# Problem description:
Identify every line in the records below that contains the word "this", and copy each of those lines.

= = = =

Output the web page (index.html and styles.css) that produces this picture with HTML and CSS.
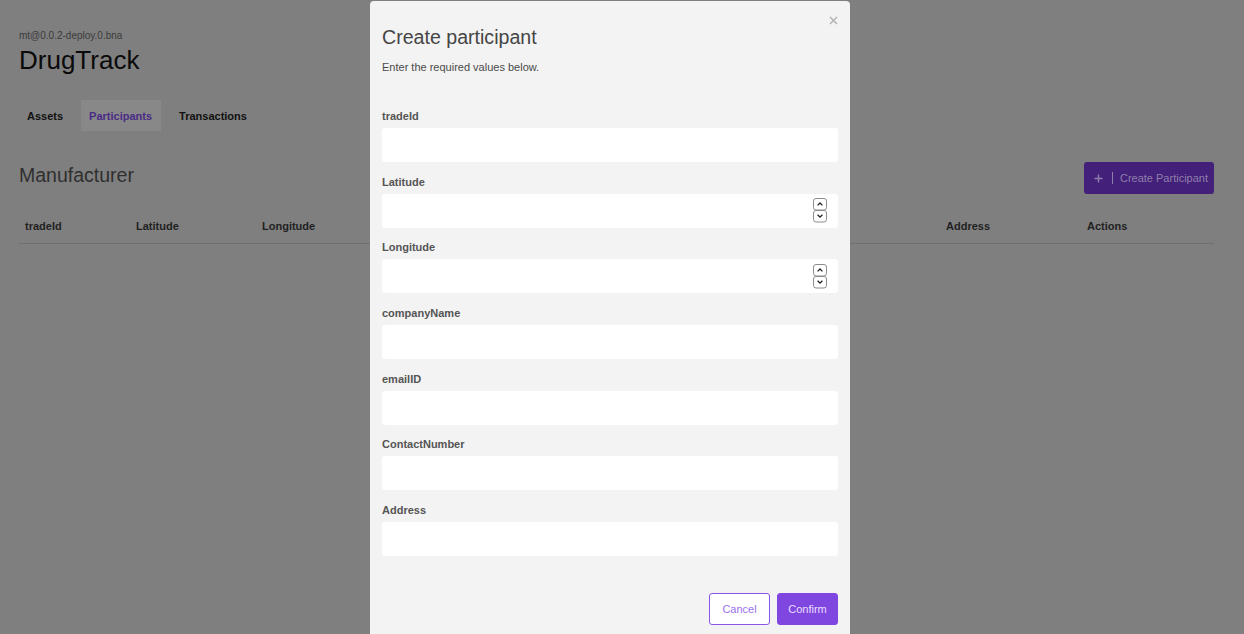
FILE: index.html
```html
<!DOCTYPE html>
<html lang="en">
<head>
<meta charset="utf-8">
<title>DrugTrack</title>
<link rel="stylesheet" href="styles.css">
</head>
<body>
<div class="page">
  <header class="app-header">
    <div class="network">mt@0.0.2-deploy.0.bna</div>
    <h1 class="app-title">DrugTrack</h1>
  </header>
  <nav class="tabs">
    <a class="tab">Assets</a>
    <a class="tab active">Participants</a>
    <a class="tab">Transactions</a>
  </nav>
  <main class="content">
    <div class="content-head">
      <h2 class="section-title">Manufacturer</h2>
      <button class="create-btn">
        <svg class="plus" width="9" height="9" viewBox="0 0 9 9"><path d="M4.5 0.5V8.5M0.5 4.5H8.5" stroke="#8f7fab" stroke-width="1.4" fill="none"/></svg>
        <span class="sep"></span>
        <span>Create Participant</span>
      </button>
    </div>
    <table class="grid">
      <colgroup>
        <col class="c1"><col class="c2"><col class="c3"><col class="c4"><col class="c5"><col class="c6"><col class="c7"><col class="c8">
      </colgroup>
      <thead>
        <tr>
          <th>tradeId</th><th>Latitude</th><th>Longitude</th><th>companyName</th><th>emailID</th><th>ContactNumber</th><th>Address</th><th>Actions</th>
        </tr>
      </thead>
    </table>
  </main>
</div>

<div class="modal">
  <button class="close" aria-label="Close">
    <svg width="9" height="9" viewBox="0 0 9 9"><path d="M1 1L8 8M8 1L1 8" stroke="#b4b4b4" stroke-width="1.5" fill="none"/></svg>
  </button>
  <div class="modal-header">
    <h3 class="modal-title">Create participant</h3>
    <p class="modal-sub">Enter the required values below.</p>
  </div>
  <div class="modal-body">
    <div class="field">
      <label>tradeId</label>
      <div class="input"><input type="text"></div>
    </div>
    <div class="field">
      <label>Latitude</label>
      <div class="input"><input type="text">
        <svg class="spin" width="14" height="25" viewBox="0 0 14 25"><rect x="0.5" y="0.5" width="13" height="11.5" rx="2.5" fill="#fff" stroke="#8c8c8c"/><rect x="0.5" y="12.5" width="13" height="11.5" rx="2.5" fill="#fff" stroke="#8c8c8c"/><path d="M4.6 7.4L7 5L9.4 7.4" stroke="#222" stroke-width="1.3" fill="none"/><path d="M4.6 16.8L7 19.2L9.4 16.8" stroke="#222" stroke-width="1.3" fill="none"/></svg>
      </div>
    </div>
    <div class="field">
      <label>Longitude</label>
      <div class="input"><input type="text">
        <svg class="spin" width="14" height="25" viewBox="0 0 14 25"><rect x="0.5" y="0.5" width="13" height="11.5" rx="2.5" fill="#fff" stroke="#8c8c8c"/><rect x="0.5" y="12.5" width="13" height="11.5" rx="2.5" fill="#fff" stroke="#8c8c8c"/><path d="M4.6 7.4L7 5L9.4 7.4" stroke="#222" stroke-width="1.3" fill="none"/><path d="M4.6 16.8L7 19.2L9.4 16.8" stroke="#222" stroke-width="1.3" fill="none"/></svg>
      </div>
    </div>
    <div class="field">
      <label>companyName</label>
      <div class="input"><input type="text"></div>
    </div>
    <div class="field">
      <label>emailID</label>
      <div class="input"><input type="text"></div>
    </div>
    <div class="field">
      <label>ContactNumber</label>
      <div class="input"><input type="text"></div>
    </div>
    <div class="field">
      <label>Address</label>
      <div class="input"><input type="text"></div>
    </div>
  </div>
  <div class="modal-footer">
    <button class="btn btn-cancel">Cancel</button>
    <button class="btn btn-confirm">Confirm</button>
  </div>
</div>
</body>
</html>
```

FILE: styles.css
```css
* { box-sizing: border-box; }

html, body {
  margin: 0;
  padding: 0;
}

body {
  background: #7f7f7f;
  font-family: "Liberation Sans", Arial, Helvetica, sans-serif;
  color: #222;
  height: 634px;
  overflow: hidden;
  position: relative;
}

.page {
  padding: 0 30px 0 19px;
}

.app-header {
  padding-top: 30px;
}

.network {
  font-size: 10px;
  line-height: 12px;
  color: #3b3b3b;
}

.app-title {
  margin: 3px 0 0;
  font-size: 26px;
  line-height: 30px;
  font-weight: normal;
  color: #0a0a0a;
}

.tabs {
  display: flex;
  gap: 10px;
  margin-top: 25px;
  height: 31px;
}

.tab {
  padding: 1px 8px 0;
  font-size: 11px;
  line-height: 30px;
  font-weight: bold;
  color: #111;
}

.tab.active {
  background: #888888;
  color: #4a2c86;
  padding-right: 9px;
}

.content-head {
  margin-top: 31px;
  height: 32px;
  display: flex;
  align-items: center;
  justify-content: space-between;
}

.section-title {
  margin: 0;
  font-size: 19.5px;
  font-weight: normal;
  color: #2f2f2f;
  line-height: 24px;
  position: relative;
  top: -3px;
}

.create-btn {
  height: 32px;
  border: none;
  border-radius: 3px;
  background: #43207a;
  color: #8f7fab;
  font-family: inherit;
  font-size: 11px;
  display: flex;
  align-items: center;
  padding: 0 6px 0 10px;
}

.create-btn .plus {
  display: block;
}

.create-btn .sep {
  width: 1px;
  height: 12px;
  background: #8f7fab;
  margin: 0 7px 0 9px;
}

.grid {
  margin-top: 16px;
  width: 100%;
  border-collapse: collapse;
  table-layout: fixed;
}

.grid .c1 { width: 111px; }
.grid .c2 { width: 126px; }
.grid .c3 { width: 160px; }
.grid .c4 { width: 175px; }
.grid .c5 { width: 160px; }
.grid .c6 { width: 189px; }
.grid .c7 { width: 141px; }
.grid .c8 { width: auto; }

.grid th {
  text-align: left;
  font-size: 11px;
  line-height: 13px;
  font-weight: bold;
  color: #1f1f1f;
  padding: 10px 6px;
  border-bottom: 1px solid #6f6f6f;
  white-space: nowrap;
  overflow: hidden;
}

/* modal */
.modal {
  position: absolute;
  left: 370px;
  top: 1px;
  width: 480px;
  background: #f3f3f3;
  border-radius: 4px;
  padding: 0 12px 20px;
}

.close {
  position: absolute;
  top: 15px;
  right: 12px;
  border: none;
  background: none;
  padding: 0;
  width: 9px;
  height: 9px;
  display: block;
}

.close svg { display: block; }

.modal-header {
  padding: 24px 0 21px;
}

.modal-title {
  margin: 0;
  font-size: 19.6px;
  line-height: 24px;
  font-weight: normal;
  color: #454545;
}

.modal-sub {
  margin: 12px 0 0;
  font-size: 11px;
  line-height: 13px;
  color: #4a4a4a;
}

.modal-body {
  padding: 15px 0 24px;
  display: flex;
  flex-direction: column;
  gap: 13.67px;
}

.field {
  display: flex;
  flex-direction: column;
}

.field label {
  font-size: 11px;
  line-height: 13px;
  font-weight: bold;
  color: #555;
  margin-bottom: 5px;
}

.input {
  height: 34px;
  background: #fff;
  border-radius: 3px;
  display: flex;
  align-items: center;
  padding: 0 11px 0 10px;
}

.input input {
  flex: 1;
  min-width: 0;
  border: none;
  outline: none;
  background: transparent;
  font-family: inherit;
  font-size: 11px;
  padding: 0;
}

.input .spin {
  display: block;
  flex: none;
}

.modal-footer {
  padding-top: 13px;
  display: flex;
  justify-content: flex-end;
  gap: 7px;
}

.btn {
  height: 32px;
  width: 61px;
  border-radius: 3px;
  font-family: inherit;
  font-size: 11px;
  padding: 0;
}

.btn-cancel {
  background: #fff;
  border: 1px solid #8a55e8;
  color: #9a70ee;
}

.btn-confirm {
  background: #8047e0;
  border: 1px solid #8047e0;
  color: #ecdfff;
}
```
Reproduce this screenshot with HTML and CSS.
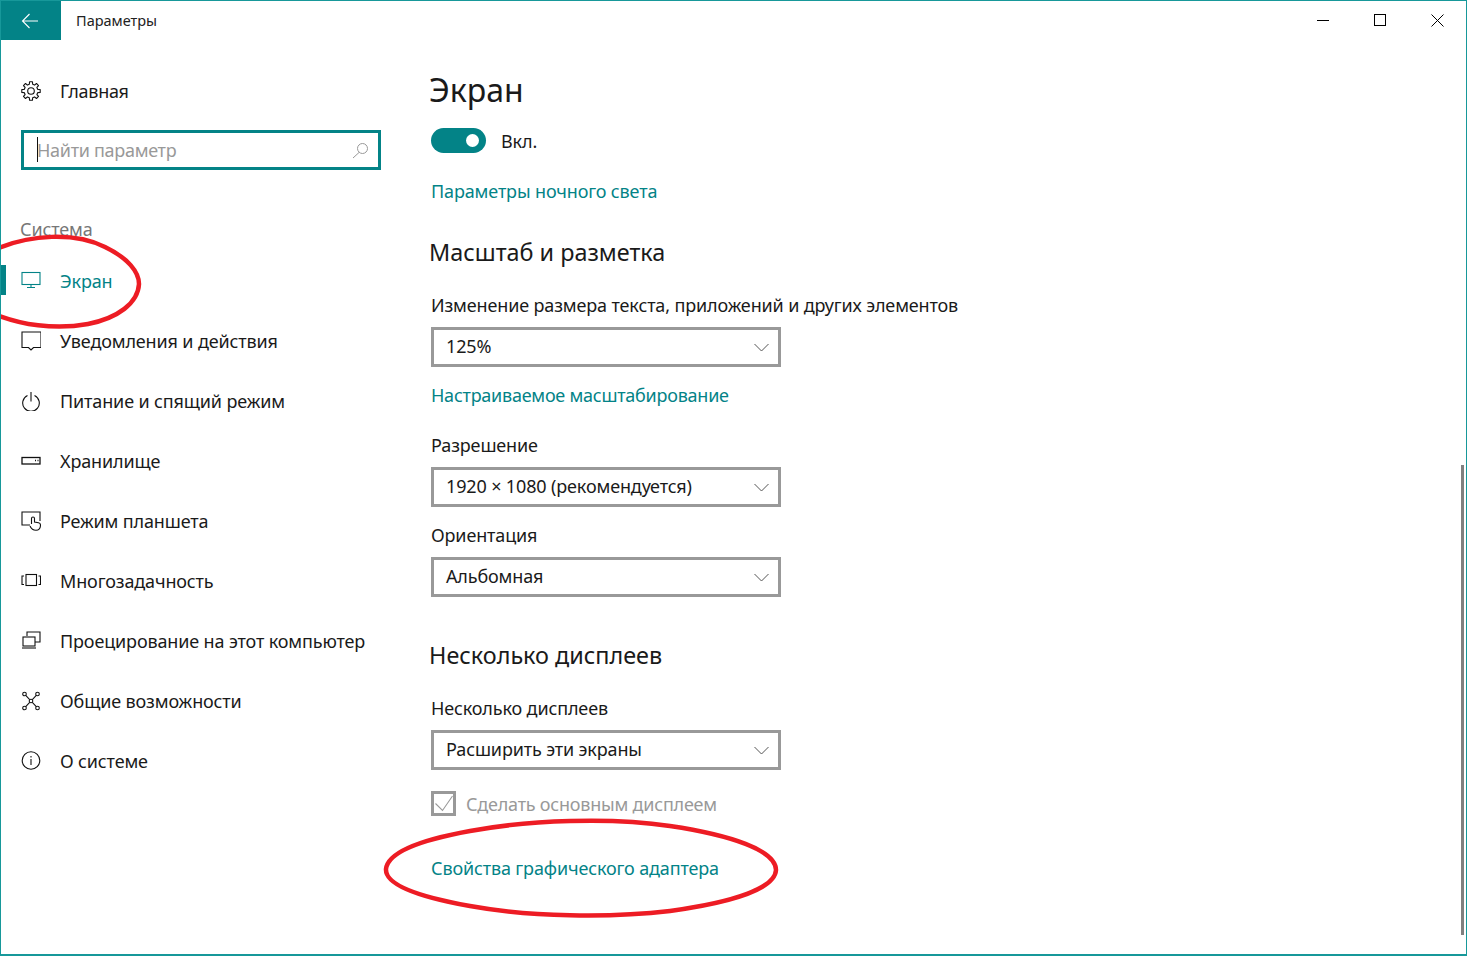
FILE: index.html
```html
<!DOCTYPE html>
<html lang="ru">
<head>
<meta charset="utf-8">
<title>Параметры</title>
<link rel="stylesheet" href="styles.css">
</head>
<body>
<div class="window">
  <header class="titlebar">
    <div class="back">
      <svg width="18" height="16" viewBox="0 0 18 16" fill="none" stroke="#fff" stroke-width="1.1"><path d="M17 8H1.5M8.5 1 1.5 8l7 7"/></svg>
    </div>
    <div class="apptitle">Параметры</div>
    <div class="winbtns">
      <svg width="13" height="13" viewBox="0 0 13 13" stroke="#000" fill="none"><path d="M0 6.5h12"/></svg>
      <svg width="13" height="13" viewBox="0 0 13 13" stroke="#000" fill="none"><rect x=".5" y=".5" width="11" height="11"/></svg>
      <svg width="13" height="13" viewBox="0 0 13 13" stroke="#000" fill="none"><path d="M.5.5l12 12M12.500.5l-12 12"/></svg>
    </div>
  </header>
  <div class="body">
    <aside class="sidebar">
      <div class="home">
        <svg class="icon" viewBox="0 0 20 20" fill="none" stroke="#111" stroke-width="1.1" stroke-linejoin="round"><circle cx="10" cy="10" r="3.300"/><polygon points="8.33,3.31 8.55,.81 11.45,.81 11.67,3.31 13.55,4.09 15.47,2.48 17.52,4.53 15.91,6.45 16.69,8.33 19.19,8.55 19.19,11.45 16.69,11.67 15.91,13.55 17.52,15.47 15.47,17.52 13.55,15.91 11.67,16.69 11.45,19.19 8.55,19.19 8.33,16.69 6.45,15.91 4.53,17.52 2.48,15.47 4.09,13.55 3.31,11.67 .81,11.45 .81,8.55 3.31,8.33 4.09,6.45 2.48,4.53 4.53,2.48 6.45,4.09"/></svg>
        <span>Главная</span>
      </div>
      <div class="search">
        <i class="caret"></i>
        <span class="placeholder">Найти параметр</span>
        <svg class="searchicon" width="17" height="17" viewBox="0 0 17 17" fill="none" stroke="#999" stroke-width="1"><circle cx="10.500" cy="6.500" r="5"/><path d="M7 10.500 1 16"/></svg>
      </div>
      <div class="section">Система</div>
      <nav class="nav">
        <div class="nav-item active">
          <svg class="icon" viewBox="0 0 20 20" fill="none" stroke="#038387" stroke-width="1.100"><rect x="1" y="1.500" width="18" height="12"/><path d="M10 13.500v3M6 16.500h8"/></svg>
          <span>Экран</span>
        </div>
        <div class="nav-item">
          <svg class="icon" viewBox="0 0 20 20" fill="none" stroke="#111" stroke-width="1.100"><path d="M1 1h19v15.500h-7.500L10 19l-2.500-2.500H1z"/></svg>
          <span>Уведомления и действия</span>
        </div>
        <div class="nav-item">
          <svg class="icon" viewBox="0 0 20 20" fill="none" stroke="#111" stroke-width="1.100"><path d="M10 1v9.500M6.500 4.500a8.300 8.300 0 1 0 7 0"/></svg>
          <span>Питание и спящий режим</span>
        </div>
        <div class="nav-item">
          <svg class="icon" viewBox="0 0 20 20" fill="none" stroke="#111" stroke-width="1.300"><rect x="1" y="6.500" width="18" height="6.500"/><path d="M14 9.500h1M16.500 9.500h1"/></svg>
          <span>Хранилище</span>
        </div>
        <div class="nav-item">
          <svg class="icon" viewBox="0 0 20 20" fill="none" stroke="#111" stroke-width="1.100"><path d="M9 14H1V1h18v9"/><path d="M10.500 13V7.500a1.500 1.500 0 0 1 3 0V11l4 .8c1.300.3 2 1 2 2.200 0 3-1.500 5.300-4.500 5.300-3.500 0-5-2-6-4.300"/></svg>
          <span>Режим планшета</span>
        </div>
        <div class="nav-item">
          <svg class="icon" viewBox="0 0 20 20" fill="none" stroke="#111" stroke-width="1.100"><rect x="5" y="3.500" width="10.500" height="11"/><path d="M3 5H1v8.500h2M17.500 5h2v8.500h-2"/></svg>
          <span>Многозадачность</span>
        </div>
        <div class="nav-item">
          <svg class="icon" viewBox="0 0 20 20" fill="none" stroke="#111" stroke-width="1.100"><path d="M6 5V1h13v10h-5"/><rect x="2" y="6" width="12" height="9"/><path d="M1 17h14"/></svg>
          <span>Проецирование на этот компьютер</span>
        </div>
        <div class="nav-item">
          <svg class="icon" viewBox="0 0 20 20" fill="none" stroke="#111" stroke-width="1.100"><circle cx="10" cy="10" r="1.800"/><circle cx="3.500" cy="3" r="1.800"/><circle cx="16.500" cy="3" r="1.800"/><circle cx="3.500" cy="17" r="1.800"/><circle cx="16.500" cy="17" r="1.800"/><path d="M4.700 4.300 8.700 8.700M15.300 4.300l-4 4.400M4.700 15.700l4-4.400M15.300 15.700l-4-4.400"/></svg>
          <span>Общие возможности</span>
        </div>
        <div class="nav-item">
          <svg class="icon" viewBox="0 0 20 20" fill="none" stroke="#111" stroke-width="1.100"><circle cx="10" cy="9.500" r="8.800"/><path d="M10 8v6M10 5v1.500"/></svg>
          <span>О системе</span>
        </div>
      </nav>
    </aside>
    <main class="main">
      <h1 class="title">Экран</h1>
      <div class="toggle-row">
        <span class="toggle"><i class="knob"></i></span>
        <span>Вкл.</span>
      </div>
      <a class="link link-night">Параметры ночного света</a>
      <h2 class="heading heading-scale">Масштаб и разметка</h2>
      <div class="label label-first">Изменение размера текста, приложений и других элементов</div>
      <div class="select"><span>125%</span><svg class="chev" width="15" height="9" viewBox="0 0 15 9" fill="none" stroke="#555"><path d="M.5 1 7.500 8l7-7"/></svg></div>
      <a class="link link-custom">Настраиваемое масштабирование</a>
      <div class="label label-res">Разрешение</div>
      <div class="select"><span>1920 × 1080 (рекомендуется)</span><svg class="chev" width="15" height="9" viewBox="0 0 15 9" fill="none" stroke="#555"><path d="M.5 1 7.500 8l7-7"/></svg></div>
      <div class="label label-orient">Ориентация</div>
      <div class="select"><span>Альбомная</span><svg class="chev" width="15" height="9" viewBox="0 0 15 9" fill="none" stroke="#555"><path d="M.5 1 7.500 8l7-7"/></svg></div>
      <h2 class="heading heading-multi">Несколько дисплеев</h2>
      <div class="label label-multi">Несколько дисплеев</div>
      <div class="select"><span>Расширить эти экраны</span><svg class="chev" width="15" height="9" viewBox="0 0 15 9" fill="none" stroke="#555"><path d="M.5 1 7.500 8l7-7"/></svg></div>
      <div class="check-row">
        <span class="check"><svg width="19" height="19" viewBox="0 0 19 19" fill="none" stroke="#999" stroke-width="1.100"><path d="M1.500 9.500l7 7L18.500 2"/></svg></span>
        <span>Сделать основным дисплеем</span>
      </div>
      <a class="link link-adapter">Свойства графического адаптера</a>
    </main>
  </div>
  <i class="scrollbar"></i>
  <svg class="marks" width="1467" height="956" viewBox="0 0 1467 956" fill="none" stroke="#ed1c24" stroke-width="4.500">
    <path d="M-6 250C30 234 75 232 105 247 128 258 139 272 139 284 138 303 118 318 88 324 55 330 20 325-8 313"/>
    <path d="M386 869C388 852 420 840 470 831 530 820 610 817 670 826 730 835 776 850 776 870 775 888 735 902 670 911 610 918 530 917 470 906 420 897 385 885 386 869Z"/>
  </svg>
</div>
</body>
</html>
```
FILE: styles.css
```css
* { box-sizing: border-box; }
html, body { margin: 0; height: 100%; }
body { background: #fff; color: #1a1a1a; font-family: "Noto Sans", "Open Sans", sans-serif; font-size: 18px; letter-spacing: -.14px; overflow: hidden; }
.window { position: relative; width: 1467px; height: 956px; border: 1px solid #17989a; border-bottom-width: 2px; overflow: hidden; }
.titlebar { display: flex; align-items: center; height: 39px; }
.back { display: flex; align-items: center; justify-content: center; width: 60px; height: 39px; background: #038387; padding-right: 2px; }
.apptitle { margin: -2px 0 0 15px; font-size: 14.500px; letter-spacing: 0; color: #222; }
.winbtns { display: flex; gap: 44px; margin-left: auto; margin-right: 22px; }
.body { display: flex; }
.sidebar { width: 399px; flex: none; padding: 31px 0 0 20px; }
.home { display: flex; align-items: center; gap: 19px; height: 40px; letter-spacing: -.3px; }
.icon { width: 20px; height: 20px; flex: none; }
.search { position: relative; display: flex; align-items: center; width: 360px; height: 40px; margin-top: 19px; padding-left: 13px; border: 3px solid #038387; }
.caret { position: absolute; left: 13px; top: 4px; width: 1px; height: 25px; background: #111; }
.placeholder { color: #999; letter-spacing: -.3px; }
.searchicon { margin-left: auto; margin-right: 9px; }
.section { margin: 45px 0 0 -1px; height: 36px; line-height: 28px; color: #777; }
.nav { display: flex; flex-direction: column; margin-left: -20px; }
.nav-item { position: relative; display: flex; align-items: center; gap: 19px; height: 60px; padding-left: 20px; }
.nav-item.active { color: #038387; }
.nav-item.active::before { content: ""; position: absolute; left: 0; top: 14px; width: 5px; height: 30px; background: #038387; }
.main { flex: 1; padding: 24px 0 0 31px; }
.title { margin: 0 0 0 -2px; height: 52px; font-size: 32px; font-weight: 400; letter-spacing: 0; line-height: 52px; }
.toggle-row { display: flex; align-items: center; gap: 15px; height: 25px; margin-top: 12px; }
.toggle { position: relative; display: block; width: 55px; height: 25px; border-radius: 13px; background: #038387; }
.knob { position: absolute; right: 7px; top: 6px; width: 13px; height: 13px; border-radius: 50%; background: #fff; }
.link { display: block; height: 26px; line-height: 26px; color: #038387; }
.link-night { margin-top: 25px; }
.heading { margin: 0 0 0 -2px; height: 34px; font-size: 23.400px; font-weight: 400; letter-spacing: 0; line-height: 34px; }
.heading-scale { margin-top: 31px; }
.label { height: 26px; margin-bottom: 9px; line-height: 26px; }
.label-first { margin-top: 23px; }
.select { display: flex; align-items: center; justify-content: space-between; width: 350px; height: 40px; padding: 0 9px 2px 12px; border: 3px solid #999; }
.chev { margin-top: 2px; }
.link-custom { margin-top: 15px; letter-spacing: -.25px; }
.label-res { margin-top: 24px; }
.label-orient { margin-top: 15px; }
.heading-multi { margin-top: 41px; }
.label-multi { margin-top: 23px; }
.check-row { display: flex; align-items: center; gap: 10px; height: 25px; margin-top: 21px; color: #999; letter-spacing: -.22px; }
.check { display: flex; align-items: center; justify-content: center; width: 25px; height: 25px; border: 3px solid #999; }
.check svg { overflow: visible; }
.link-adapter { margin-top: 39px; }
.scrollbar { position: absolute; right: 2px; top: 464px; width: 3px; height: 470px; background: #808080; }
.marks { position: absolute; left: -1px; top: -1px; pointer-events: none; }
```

= = = =

# Full answer:
Output the web page (index.html and styles.css) that produces this picture with HTML and CSS.
Reproduce this screenshot with HTML and CSS.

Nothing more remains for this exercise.